Máncora es un pueblo que, producto del turismo internacional que lo visita, no duerme nunca. Sus negocios están abiertos las 24 horas, y sus calles son bullicio constante, restaurantes, vendedores de artesanías, músicos ambulantes y vendedores de papas rellenas -muy buenas, por cierto-.

Armamos la carpa en el camping "lo de Coco", la opción más económica que encontramos (5 soles cada uno), y salimos a tomar unas cervezas con Mauro y Karen, una pareja de chilenos que habíamos conocido en el carnaval de Namora, en Cajamarca, y que nos habíamos cruzado nuevamente aquí. Estaban con Coa, un canadiense muy buena onda que viajaba con su tabla de surf por el continente entero.
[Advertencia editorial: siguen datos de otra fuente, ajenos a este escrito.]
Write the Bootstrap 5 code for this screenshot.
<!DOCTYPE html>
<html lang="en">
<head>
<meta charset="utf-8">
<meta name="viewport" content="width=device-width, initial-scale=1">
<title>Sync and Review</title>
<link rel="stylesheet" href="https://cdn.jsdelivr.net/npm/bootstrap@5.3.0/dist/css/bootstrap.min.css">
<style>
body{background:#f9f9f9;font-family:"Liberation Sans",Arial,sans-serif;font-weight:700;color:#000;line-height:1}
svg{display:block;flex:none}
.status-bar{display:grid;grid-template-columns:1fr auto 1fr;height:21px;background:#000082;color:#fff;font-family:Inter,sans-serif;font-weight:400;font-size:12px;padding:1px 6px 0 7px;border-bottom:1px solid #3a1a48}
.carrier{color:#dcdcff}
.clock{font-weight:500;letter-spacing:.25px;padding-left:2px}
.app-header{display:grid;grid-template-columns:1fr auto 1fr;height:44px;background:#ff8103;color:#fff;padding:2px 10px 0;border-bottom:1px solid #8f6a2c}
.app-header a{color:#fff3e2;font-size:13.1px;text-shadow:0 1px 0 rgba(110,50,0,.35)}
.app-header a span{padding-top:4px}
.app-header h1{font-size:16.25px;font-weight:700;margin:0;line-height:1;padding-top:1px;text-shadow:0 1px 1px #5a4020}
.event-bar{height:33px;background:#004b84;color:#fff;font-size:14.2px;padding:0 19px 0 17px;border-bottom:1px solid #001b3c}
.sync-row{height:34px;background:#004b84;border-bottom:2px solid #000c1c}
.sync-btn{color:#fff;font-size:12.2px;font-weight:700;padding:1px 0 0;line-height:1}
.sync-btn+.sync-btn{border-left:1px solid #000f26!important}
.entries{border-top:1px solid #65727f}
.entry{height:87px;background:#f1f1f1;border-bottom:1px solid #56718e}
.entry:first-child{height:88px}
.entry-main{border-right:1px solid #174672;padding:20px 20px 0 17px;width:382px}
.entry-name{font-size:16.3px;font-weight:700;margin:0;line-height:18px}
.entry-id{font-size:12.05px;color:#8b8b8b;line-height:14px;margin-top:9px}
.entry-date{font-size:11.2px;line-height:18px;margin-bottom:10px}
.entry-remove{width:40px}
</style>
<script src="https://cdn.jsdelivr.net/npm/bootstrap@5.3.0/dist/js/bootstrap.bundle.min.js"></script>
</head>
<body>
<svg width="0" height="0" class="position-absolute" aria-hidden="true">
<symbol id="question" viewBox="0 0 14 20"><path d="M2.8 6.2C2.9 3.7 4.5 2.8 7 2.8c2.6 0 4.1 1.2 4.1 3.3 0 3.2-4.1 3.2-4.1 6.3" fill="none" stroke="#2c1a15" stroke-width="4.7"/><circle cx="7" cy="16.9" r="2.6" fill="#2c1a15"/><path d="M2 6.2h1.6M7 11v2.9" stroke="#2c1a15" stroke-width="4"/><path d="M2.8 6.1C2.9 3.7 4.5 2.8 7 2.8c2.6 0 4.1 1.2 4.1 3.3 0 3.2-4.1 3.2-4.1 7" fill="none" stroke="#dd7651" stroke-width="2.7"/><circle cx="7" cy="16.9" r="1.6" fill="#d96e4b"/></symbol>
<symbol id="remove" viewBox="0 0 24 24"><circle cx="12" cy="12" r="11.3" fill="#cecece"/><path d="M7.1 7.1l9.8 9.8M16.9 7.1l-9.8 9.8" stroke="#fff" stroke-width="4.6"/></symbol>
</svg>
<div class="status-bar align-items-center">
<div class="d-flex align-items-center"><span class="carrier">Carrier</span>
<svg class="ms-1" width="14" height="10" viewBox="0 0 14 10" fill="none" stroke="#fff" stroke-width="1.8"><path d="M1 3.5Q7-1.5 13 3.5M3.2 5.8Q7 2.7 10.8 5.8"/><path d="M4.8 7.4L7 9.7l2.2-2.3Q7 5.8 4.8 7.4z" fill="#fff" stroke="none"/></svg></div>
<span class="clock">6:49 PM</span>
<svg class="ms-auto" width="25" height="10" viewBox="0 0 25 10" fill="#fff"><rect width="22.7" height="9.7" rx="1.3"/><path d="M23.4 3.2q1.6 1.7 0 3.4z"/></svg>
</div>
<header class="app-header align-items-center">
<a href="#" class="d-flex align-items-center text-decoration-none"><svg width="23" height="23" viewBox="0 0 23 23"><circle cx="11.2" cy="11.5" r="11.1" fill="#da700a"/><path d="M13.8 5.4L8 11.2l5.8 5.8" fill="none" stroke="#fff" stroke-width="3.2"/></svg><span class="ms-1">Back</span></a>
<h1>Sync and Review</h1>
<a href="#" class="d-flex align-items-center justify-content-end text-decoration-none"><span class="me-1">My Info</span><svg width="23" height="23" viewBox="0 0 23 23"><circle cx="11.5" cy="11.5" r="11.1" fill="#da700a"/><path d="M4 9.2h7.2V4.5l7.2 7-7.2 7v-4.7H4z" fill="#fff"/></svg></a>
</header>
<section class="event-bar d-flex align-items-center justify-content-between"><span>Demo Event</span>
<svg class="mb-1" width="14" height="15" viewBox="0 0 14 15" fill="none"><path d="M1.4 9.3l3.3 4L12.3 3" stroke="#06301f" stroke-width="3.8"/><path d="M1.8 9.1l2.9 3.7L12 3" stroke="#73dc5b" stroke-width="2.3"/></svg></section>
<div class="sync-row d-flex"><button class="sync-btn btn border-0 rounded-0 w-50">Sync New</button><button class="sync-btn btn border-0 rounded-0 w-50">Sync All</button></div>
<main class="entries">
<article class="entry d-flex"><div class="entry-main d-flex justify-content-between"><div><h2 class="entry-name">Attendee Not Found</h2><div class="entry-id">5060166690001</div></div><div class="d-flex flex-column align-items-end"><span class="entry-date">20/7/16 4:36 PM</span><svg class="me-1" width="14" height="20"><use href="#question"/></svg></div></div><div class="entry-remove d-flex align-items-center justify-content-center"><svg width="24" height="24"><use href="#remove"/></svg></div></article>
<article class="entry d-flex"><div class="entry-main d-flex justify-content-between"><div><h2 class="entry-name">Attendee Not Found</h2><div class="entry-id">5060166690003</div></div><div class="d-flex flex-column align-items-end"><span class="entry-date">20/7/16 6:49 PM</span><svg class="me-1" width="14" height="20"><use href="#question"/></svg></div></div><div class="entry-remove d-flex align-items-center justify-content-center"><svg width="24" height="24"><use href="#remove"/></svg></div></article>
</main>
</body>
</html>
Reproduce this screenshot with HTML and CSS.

Cuando le hablé de Vade Retro, la banda de rock progresivo sinfónico de la que formo parte, me recomendó escuchar Harmonium, banda de culto canadiense de los ’70.

Al otro día las quemaduras me dolían todavía más. Decidimos que el tiempo en Perú estaba agotado (sólo me quedaba un día de visa), por lo que continuamos rumbo a Ecuador. Nos despedimos de Karen, Mauro y Coa, que estaban en nuestro mismo camping, y salimos a probar suerte a la ruta. Esta vez, Fortuna dijo no y, tras almorzar un menú económico, nos tomamos el micro hasta la frontera. Por 10 soles llegamos a Aguas Verdes, sellamos nuestra salida del Perú y cruzamos a Ecuador.